-- Provided material --
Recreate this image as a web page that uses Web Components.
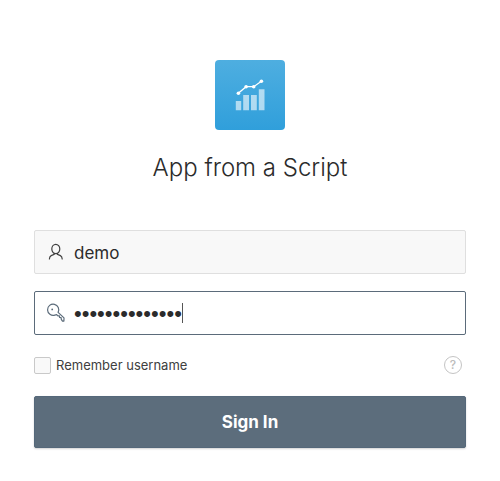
<!DOCTYPE html>
<html lang="en">
<head>
<meta charset="utf-8">
<meta name="viewport" content="width=device-width, initial-scale=1">
<title>App from a Script</title>
<style>
body { margin: 0; background: #fff; color: #2b2b2b; font-family: Inter, "Liberation Sans", sans-serif; }
</style>
</head>
<body>
<login-page>
  <app-logo slot="header"></app-logo>
  <span slot="title">App from a Script</span>
  <text-field type="text" label="Username" value="demo">
    <svg slot="icon" width="20" height="20" viewBox="0 0 20 20" fill="none" stroke="#404040" stroke-width="1.2" stroke-linecap="round"><ellipse cx="9.8" cy="7" rx="4" ry="4.7"/><path d="M8.2 11.5v.8L5.2 13.6C4 14.2 3.5 15 3.4 17M11.4 11.5v.8l3 1.3c1.2.6 1.7 1.4 1.8 3.4"/></svg>
  </text-field>
  <text-field type="password" label="Password" value="demopassword14" active>
    <svg slot="icon" width="20" height="20" viewBox="0 0 20 20" fill="none" stroke="#5b6b7a" stroke-width="1.2" stroke-linejoin="round"><path d="M12.1 9.4A5.6 5.6 0 1 0 8.8 12.1l1.9-.4 1.2 1.2 1.5-.1.2 1.7 1.5.1.2 1.7 1.2 1.8h1.4l.1-3.2z"/><circle cx="6.2" cy="6.4" r=".9" fill="#5b6b7a" stroke="none"/></svg>
  </text-field>
  <remember-row>Remember username</remember-row>
  <submit-button>Sign In</submit-button>
</login-page>

<script>
function define(name, html, setup) {
  const template = document.createElement('template');
  template.innerHTML = html;
  customElements.define(name, class extends HTMLElement {
    constructor() {
      super();
      this.attachShadow({ mode: 'open' }).append(template.content.cloneNode(true));
    }
    connectedCallback() { if (setup) setup(this, this.shadowRoot); }
  });
}

define('login-page', `
<style>
:host { display: block; padding: 60px 34px 32px; }
header { display: flex; flex-direction: column; align-items: center; gap: 20px; margin-bottom: 44px; }
h1 { margin: 0; font-size: 24px; line-height: 36px; font-weight: 350; text-align: center; }
form { display: flex; flex-direction: column; }
::slotted(text-field) { margin-bottom: 17px; }
</style>
<header><slot name="header"></slot><h1><slot name="title"></slot></h1></header>
<form><slot></slot></form>`);

define('app-logo', `
<style>
:host { display: block; width: 70px; height: 70px; }
svg { display: block; }
</style>
<svg width="70" height="70" viewBox="0 0 70 70" role="img" aria-label="Chart">
  <defs><linearGradient id="g" x1="0" y1="0" x2="0" y2="1"><stop offset="0" stop-color="#4eaee0"/><stop offset="1" stop-color="#309fdb"/></linearGradient></defs>
  <rect width="70" height="70" rx="4" fill="url(#g)"/>
  <path fill="#fff" fill-opacity=".6" d="M20.8 41h5.4v9.3h-5.4zM28.2 35h5.8v15.3h-5.8zM36 35h5.8v15.3H36zM43.8 29.2h5.7v21.1h-5.7z"/>
  <path d="M23.3 33.3l7.8-6.6h7.6l7.7-5.4" fill="none" stroke="#fff" stroke-width="1.3"/>
  <g fill="#fff"><circle cx="23.4" cy="33.3" r="1.8"/><circle cx="31.1" cy="26.7" r="1.8"/><circle cx="38.7" cy="26.7" r="1.8"/><circle cx="46.4" cy="21.3" r="1.8"/></g>
</svg>`);

define('text-field', `
<style>
:host { display: block; }
label { display: flex; align-items: center; box-sizing: border-box; height: 44px; padding: 0 12px 0 11px; border: 1px solid #dfdfdf; border-radius: 2px; background: #f8f8f8; cursor: text; }
:host([active]) label { border-color: #5b6b7a; background: #fff; }
::slotted(svg) { flex: none; margin-right: 8px; }
input { flex: 1; min-width: 0; padding: 2px 0 0; border: 0; outline: 0; background: none; color: #2b2b2b; font: 400 17px/24px Inter, "Liberation Sans", sans-serif; }
input[type=password] { font: 400 22px/24px "Liberation Sans", sans-serif; }
:host([active]) input { flex: none; field-sizing: content; max-width: 100%; caret-color: transparent; }
i { display: none; width: 1px; height: 20px; background: #555; }
:host([active]) i { display: block; }
</style>
<label><slot name="icon"></slot><input><i></i></label>`, (host, root) => {
  const input = root.querySelector('input');
  input.type = host.getAttribute('type');
  input.value = host.getAttribute('value');
  input.setAttribute('aria-label', host.getAttribute('label'));
});

define('remember-row', `
<style>
:host { display: flex; align-items: center; justify-content: space-between; margin: 3px 0 21px; }
label { display: flex; align-items: center; gap: 5px; font-size: 13px; line-height: 20px; color: #404040; }
input { appearance: none; box-sizing: border-box; width: 17px; height: 17px; margin: 0; border: 1px solid #c9c9c9; border-radius: 2px; background: #f9f9f9; }
input:checked { background: #5b6b7a; }
button { box-sizing: border-box; width: 18px; height: 18px; margin-right: 4px; padding: 0; border: 1px solid #c4c4c4; border-radius: 50%; background: none; color: #bcbcbc; font: 500 12px/16px Inter, "Liberation Sans", sans-serif; }
</style>
<label><input type="checkbox"><span><slot></slot></span></label>
<button type="button" aria-label="Help">?</button>`);

define('submit-button', `
<style>
:host { display: block; }
button { display: block; box-sizing: border-box; width: 100%; height: 52px; padding: 0; border: 1px solid #55687a; border-radius: 2px; background: #5c6d7c; box-shadow: 0 1px 2px rgba(0,0,0,.18); color: #fff; font: 700 17px/24px Inter, "Liberation Sans", sans-serif; }
</style>
<button type="submit"><slot></slot></button>`);
</script>
</body>
</html>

-- What the task asks --
From the material above, copy everything exactly but the pictures.

-- Output below --
Recreate this image as a web page that uses Web Components.
<!DOCTYPE html>
<html lang="en">
<head>
<meta charset="utf-8">
<meta name="viewport" content="width=device-width, initial-scale=1">
<title>App from a Script</title>
<style>
body { margin: 0; background: #fff; color: #2b2b2b; font-family: Inter, "Liberation Sans", sans-serif; }
</style>
</head>
<body>
<login-page>
  <app-logo slot="header"></app-logo>
  <span slot="title">App from a Script</span>
  <text-field type="text" label="Username" value="demo">
    <svg slot="icon" width="20" height="20" viewBox="0 0 20 20" fill="none" stroke="#404040" stroke-width="1.2" stroke-linecap="round"><ellipse cx="9.8" cy="7" rx="4" ry="4.7"/><path d="M8.2 11.5v.8L5.2 13.6C4 14.2 3.5 15 3.4 17M11.4 11.5v.8l3 1.3c1.2.6 1.7 1.4 1.8 3.4"/></svg>
  </text-field>
  <text-field type="password" label="Password" value="demopassword14" active>
    <svg slot="icon" width="20" height="20" viewBox="0 0 20 20" fill="none" stroke="#5b6b7a" stroke-width="1.2" stroke-linejoin="round"><path d="M12.1 9.4A5.6 5.6 0 1 0 8.8 12.1l1.9-.4 1.2 1.2 1.5-.1.2 1.7 1.5.1.2 1.7 1.2 1.8h1.4l.1-3.2z"/><circle cx="6.2" cy="6.4" r=".9" fill="#5b6b7a" stroke="none"/></svg>
  </text-field>
  <remember-row>Remember username</remember-row>
  <submit-button>Sign In</submit-button>
</login-page>

<script>
function define(name, html, setup) {
  const template = document.createElement('template');
  template.innerHTML = html;
  customElements.define(name, class extends HTMLElement {
    constructor() {
      super();
      this.attachShadow({ mode: 'open' }).append(template.content.cloneNode(true));
    }
    connectedCallback() { if (setup) setup(this, this.shadowRoot); }
  });
}

define('login-page', `
<style>
:host { display: block; padding: 60px 34px 32px; }
header { display: flex; flex-direction: column; align-items: center; gap: 20px; margin-bottom: 44px; }
h1 { margin: 0; font-size: 24px; line-height: 36px; font-weight: 350; text-align: center; }
form { display: flex; flex-direction: column; }
::slotted(text-field) { margin-bottom: 17px; }
</style>
<header><slot name="header"></slot><h1><slot name="title"></slot></h1></header>
<form><slot></slot></form>`);

define('app-logo', `
<style>
:host { display: block; width: 70px; height: 70px; }
svg { display: block; }
</style>
<svg width="70" height="70" viewBox="0 0 70 70" role="img" aria-label="Chart">
  <defs><linearGradient id="g" x1="0" y1="0" x2="0" y2="1"><stop offset="0" stop-color="#4eaee0"/><stop offset="1" stop-color="#309fdb"/></linearGradient></defs>
  <rect width="70" height="70" rx="4" fill="url(#g)"/>
  <path fill="#fff" fill-opacity=".6" d="M20.8 41h5.4v9.3h-5.4zM28.2 35h5.8v15.3h-5.8zM36 35h5.8v15.3H36zM43.8 29.2h5.7v21.1h-5.7z"/>
  <path d="M23.3 33.3l7.8-6.6h7.6l7.7-5.4" fill="none" stroke="#fff" stroke-width="1.3"/>
  <g fill="#fff"><circle cx="23.4" cy="33.3" r="1.8"/><circle cx="31.1" cy="26.7" r="1.8"/><circle cx="38.7" cy="26.7" r="1.8"/><circle cx="46.4" cy="21.3" r="1.8"/></g>
</svg>`);

define('text-field', `
<style>
:host { display: block; }
label { display: flex; align-items: center; box-sizing: border-box; height: 44px; padding: 0 12px 0 11px; border: 1px solid #dfdfdf; border-radius: 2px; background: #f8f8f8; cursor: text; }
:host([active]) label { border-color: #5b6b7a; background: #fff; }
::slotted(svg) { flex: none; margin-right: 8px; }
input { flex: 1; min-width: 0; padding: 2px 0 0; border: 0; outline: 0; background: none; color: #2b2b2b; font: 400 17px/24px Inter, "Liberation Sans", sans-serif; }
input[type=password] { font: 400 22px/24px "Liberation Sans", sans-serif; }
:host([active]) input { flex: none; field-sizing: content; max-width: 100%; caret-color: transparent; }
i { display: none; width: 1px; height: 20px; background: #555; }
:host([active]) i { display: block; }
</style>
<label><slot name="icon"></slot><input><i></i></label>`, (host, root) => {
  const input = root.querySelector('input');
  input.type = host.getAttribute('type');
  input.value = host.getAttribute('value');
  input.setAttribute('aria-label', host.getAttribute('label'));
});

define('remember-row', `
<style>
:host { display: flex; align-items: center; justify-content: space-between; margin: 3px 0 21px; }
label { display: flex; align-items: center; gap: 5px; font-size: 13px; line-height: 20px; color: #404040; }
input { appearance: none; box-sizing: border-box; width: 17px; height: 17px; margin: 0; border: 1px solid #c9c9c9; border-radius: 2px; background: #f9f9f9; }
input:checked { background: #5b6b7a; }
button { box-sizing: border-box; width: 18px; height: 18px; margin-right: 4px; padding: 0; border: 1px solid #c4c4c4; border-radius: 50%; background: none; color: #bcbcbc; font: 500 12px/16px Inter, "Liberation Sans", sans-serif; }
</style>
<label><input type="checkbox"><span><slot></slot></span></label>
<button type="button" aria-label="Help">?</button>`);

define('submit-button', `
<style>
:host { display: block; }
button { display: block; box-sizing: border-box; width: 100%; height: 52px; padding: 0; border: 1px solid #55687a; border-radius: 2px; background: #5c6d7c; box-shadow: 0 1px 2px rgba(0,0,0,.18); color: #fff; font: 700 17px/24px Inter, "Liberation Sans", sans-serif; }
</style>
<button type="submit"><slot></slot></button>`);
</script>
</body>
</html>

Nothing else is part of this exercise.